Moses knows that people often think and act in short-term ways, preferring today’s pleasure to tomorrow’s happiness, personal advantage to the good of society as a whole. They do foolish things, individually and collectively. So throughout Devarim he insists time and again that the road to long-term flourishing – the ‘good,’ the ‘blessing,’ life itself – consists in making one simple choice: accept God as your sovereign, do His will, and blessings will follow. If not, sooner or later you will be conquered and dispersed and you will suffer more than you can imagine. Thus Moses defined reality for the Israelites of his time and all time.
What has this to do with leadership? The answer is that the meaning of events is never self-evident. It is always subject to interpretation. Sometimes, out of folly or fear or failure of imagination, leaders get it wrong. Neville Chamberlain defined the challenge of the rise to power of Nazi Germany as the search for “peace in our time.” It took a Churchill to realise that this was wrong, and that the real challenge was the defence of liberty against tyranny.
In Lincoln’s day there were any number of people for and against slavery but it took Lincoln to define the abolition of slavery as the necessary step to the preservation of the union. It was that larger vision that allowed him to say, in the Second Inaugural, “With malice toward none, with charity for all, with firmness in the right as God gives us to see the right, let us strive on to finish the work we are in, to bind up the nation’s wounds …” He allowed neither abolition itself, nor the end of the Civil War, to be seen as a victory for one side over the other but instead defined it as a victory for the nation as a whole.
I explained in my book on religion and science, The Great Partnership, that there is a difference between the cause of something and its meaning. The search for causes is the task of explanation. The search for meaning is the work of interpretation. Science can explain but it cannot interpret. Were the ten plagues in Egypt a natural sequence of events, or Divine punishment, or both? There is no scientific experiment that could resolve this question. Was the division of the Red Sea a Divine intervention in history or a freak easterly wind exposing a submerged and ancient river bank? Was the Exodus an act of Divine liberation or a series of lucky coincidences that allowed a group of fugitive slaves to escape? When all the causal explanations have been given, the quality of miracle – an epoch-changing event in which we see the hand of God – remains. Culture is not nature. There are causes in nature, but only in culture are there meanings. Homo sapiens is uniquely the culture-creating, meaning-seeking animal, and this affects all we do.
Viktor Frankl, the psychotherapist who survived Auschwitz, used to emphasize that our lives are determined not by what happens to us but by how we respond to what happens to us – and how we respond depends on how we interpret events. Is this disaster the end of my world or is it life calling on me to exercise heroic strength so that I can survive and help others to survive? The same circumstances may be interpreted differently by two people, leading one to despair, the other to heroic endurance. The facts may be the same but the meanings are diametrically different. How we interpret the world affects how we respond to the world, and it is our responses that shape our lives, individually and collectively.

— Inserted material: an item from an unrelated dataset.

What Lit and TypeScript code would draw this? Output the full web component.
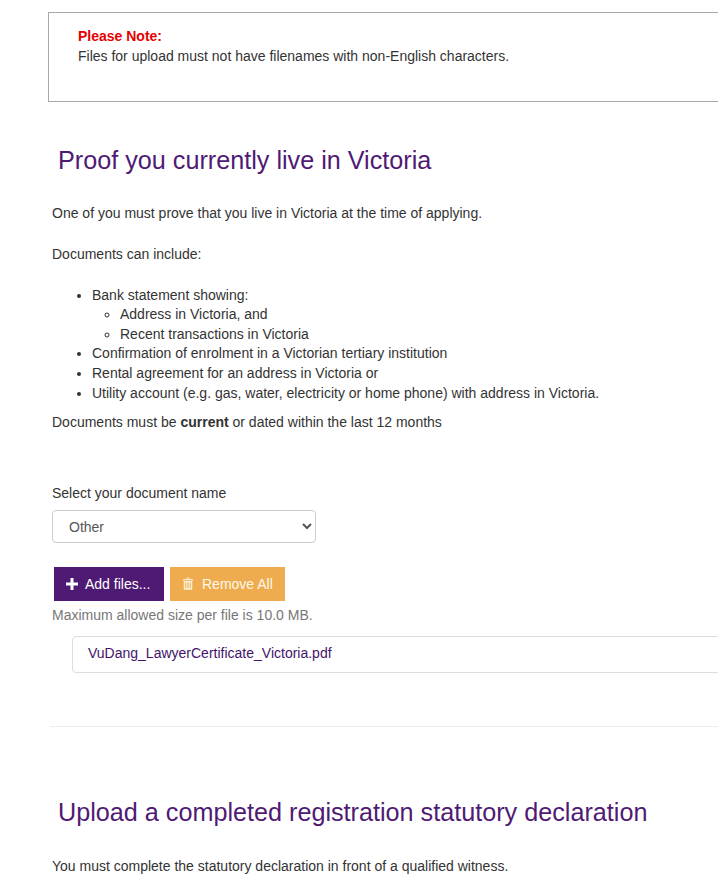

That is why, in the famous words of Max De Pree, “The first responsibility of a leader is to define reality.”
Within every family, every community, and every organisation, there are trials, tests and tribulations. Do these lead to arguments, blame and recrimination? Or does the group see them providentially, as a route to some future good (a “descent that leads to an ascent” as the Lubavitcher Rebbe always used to say)? Does it work together to meet the challenge? Much, perhaps all, will depend on how the group defines its reality. This in turn will depend on the leadership or absence of leadership that it has had until now. Strong families and communities have a clear sense of what their ideals are, and they are not blown off-course by the winds of change.
No one did this more powerfully than Moses in the way he monumentally framed the choice: between good and bad, life and death, the blessing and the curse, following God on the one hand, or choosing the values of neighbouring civilizations on the other. That clarity is why the Hittites, Canaanites, Perizzites and Jebusites are no more, while the people of Israel still lives, despite an unparalleled history of circumstantial change.
Who are we? Where are we? What are we trying to achieve and what kind of people do we aspire to be? These are the questions leaders help the group ask and answer, and when a group does so together it is blessed with exceptional resilience and strength.
 Max De Pree, Leadership is an Art, New York, Doubleday, 1989.